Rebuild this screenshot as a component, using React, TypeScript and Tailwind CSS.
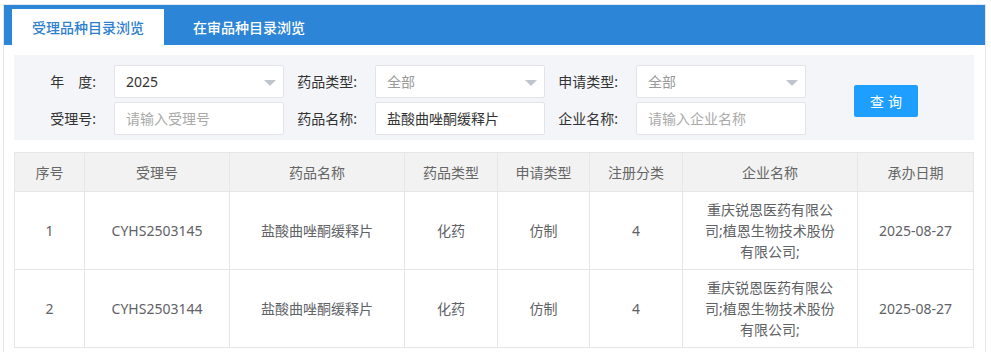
import React from 'react';

const font = "font-['Noto_Sans','Noto_Sans_CJK_SC',sans-serif]";

const columns = [
  { key: 'no', label: '序号', width: 70 },
  { key: 'acceptNo', label: '受理号', width: 145 },
  { key: 'drug', label: '药品名称', width: 175 },
  { key: 'drugType', label: '药品类型', width: 93 },
  { key: 'applyType', label: '申请类型', width: 92 },
  { key: 'regClass', label: '注册分类', width: 93 },
  { key: 'company', label: '企业名称', width: 175 },
  { key: 'date', label: '承办日期', width: 116 },
];

const rows = [
  {
    no: '1',
    acceptNo: 'CYHS2503145',
    drug: '盐酸曲唑酮缓释片',
    drugType: '化药',
    applyType: '仿制',
    regClass: '4',
    company: '重庆锐恩医药有限公司;植恩生物技术股份有限公司;',
    date: '2025-08-27',
  },
  {
    no: '2',
    acceptNo: 'CYHS2503144',
    drug: '盐酸曲唑酮缓释片',
    drugType: '化药',
    applyType: '仿制',
    regClass: '4',
    company: '重庆锐恩医药有限公司;植恩生物技术股份有限公司;',
    date: '2025-08-27',
  },
];

function Arrow() {
  return (
    <svg width="12" height="6" viewBox="0 0 12 6" className="absolute right-[7px] top-[14px]">
      <path d="M0 0 L12 0 L6 6 Z" fill="#c0c4cc" />
    </svg>
  );
}

function Field({
  label,
  labelWidth,
  value,
  placeholder,
  select,
  muted,
}: {
  label: string;
  labelWidth: number;
  value?: string;
  placeholder?: string;
  select?: boolean;
  muted?: boolean;
}) {
  return (
    <div className="flex items-center">
      <div
        className="text-right pr-[18px] text-[14px] text-[#333] whitespace-pre"
        style={{ width: labelWidth }}
      >
        {label}
      </div>
      <div className="relative w-[170px] h-[33px] bg-white border border-[#e2e4ea] rounded-[2px] pl-[11px] flex items-center text-[14px]">
        {value ? (
          <span className={muted ? 'text-[#999]' : 'text-[#333]'}>{value}</span>
        ) : (
          <span className="text-[#aaa]">{placeholder}</span>
        )}
        {select && <Arrow />}
      </div>
    </div>
  );
}

export default function App() {
  return (
    <div className={`w-[991px] h-[352px] bg-white overflow-hidden ${font}`}>
      <div className="ml-[3px] mt-[4px] w-[983px] h-[360px] border-x border-t border-[#e4e7ef]">
        {/* tab bar */}
        <div className="h-[40px] bg-[#2d85d8] flex items-end pl-[8px]">
          <div className="h-[36px] w-[152px] bg-white flex items-center justify-center text-[14px] font-medium text-[#2f7fd0]">
            受理品种目录浏览
          </div>
          <div className="h-[36px] ml-[29px] flex items-center text-[14px] font-medium text-white">
            在审品种目录浏览
          </div>
        </div>

        <div className="pl-[10px] pr-[11px] pt-[10px]">
          {/* filter panel */}
          <div className="h-[85px] bg-[#f4f5f8] pt-[10px] flex">
            <div className="flex flex-col gap-[4px]">
              <div className="flex">
                <Field label={'年\u3000度:'} labelWidth={100} value="2025" select />
                <Field label="药品类型:" labelWidth={91} value="全部" muted select />
                <Field label="申请类型:" labelWidth={91} value="全部" muted select />
              </div>
              <div className="flex">
                <Field label="受理号:" labelWidth={100} placeholder="请输入受理号" />
                <Field label="药品名称:" labelWidth={91} value="盐酸曲唑酮缓释片" />
                <Field label="企业名称:" labelWidth={91} placeholder="请输入企业名称" />
              </div>
            </div>
            <button className="ml-[48px] mt-[20px] w-[64px] h-[32px] bg-[#1e9fff] rounded-[2px] text-white text-[14px] tracking-[4px] pl-[4px]">
              查询
            </button>
          </div>

          {/* table */}
          <table className="mt-[12px] border-collapse table-fixed w-[959px] text-[14px]">
            <thead>
              <tr className="bg-[#f2f2f2]">
                {columns.map((c) => (
                  <th
                    key={c.key}
                    style={{ width: c.width }}
                    className="h-[39px] border border-[#e6e6e6] font-normal text-[#666] text-center"
                  >
                    {c.label}
                  </th>
                ))}
              </tr>
            </thead>
            <tbody>
              {rows.map((r) => (
                <tr key={r.no}>
                  {columns.map((c) => (
                    <td
                      key={c.key}
                      className={`h-[78px] border border-[#e6e6e6] text-center text-[#606266] leading-[21px] ${
                        c.key === 'company' ? 'px-[20px]' : 'px-[8px]'
                      }`}
                    >
                      {r[c.key as keyof typeof r]}
                    </td>
                  ))}
                </tr>
              ))}
            </tbody>
          </table>
        </div>
      </div>
    </div>
  );
}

=-=-=

Task description — Output each line exactly; omit every picture.

The answer —
Rebuild this screenshot as a component, using React, TypeScript and Tailwind CSS.
import React from 'react';

const font = "font-['Noto_Sans','Noto_Sans_CJK_SC',sans-serif]";

const columns = [
  { key: 'no', label: '序号', width: 70 },
  { key: 'acceptNo', label: '受理号', width: 145 },
  { key: 'drug', label: '药品名称', width: 175 },
  { key: 'drugType', label: '药品类型', width: 93 },
  { key: 'applyType', label: '申请类型', width: 92 },
  { key: 'regClass', label: '注册分类', width: 93 },
  { key: 'company', label: '企业名称', width: 175 },
  { key: 'date', label: '承办日期', width: 116 },
];

const rows = [
  {
    no: '1',
    acceptNo: 'CYHS2503145',
    drug: '盐酸曲唑酮缓释片',
    drugType: '化药',
    applyType: '仿制',
    regClass: '4',
    company: '重庆锐恩医药有限公司;植恩生物技术股份有限公司;',
    date: '2025-08-27',
  },
  {
    no: '2',
    acceptNo: 'CYHS2503144',
    drug: '盐酸曲唑酮缓释片',
    drugType: '化药',
    applyType: '仿制',
    regClass: '4',
    company: '重庆锐恩医药有限公司;植恩生物技术股份有限公司;',
    date: '2025-08-27',
  },
];

function Arrow() {
  return (
    <svg width="12" height="6" viewBox="0 0 12 6" className="absolute right-[7px] top-[14px]">
      <path d="M0 0 L12 0 L6 6 Z" fill="#c0c4cc" />
    </svg>
  );
}

function Field({
  label,
  labelWidth,
  value,
  placeholder,
  select,
  muted,
}: {
  label: string;
  labelWidth: number;
  value?: string;
  placeholder?: string;
  select?: boolean;
  muted?: boolean;
}) {
  return (
    <div className="flex items-center">
      <div
        className="text-right pr-[18px] text-[14px] text-[#333] whitespace-pre"
        style={{ width: labelWidth }}
      >
        {label}
      </div>
      <div className="relative w-[170px] h-[33px] bg-white border border-[#e2e4ea] rounded-[2px] pl-[11px] flex items-center text-[14px]">
        {value ? (
          <span className={muted ? 'text-[#999]' : 'text-[#333]'}>{value}</span>
        ) : (
          <span className="text-[#aaa]">{placeholder}</span>
        )}
        {select && <Arrow />}
      </div>
    </div>
  );
}

export default function App() {
  return (
    <div className={`w-[991px] h-[352px] bg-white overflow-hidden ${font}`}>
      <div className="ml-[3px] mt-[4px] w-[983px] h-[360px] border-x border-t border-[#e4e7ef]">
        {/* tab bar */}
        <div className="h-[40px] bg-[#2d85d8] flex items-end pl-[8px]">
          <div className="h-[36px] w-[152px] bg-white flex items-center justify-center text-[14px] font-medium text-[#2f7fd0]">
            受理品种目录浏览
          </div>
          <div className="h-[36px] ml-[29px] flex items-center text-[14px] font-medium text-white">
            在审品种目录浏览
          </div>
        </div>

        <div className="pl-[10px] pr-[11px] pt-[10px]">
          {/* filter panel */}
          <div className="h-[85px] bg-[#f4f5f8] pt-[10px] flex">
            <div className="flex flex-col gap-[4px]">
              <div className="flex">
                <Field label={'年\u3000度:'} labelWidth={100} value="2025" select />
                <Field label="药品类型:" labelWidth={91} value="全部" muted select />
                <Field label="申请类型:" labelWidth={91} value="全部" muted select />
              </div>
              <div className="flex">
                <Field label="受理号:" labelWidth={100} placeholder="请输入受理号" />
                <Field label="药品名称:" labelWidth={91} value="盐酸曲唑酮缓释片" />
                <Field label="企业名称:" labelWidth={91} placeholder="请输入企业名称" />
              </div>
            </div>
            <button className="ml-[48px] mt-[20px] w-[64px] h-[32px] bg-[#1e9fff] rounded-[2px] text-white text-[14px] tracking-[4px] pl-[4px]">
              查询
            </button>
          </div>

          {/* table */}
          <table className="mt-[12px] border-collapse table-fixed w-[959px] text-[14px]">
            <thead>
              <tr className="bg-[#f2f2f2]">
                {columns.map((c) => (
                  <th
                    key={c.key}
                    style={{ width: c.width }}
                    className="h-[39px] border border-[#e6e6e6] font-normal text-[#666] text-center"
                  >
                    {c.label}
                  </th>
                ))}
              </tr>
            </thead>
            <tbody>
              {rows.map((r) => (
                <tr key={r.no}>
                  {columns.map((c) => (
                    <td
                      key={c.key}
                      className={`h-[78px] border border-[#e6e6e6] text-center text-[#606266] leading-[21px] ${
                        c.key === 'company' ? 'px-[20px]' : 'px-[8px]'
                      }`}
                    >
                      {r[c.key as keyof typeof r]}
                    </td>
                  ))}
                </tr>
              ))}
            </tbody>
          </table>
        </div>
      </div>
    </div>
  );
}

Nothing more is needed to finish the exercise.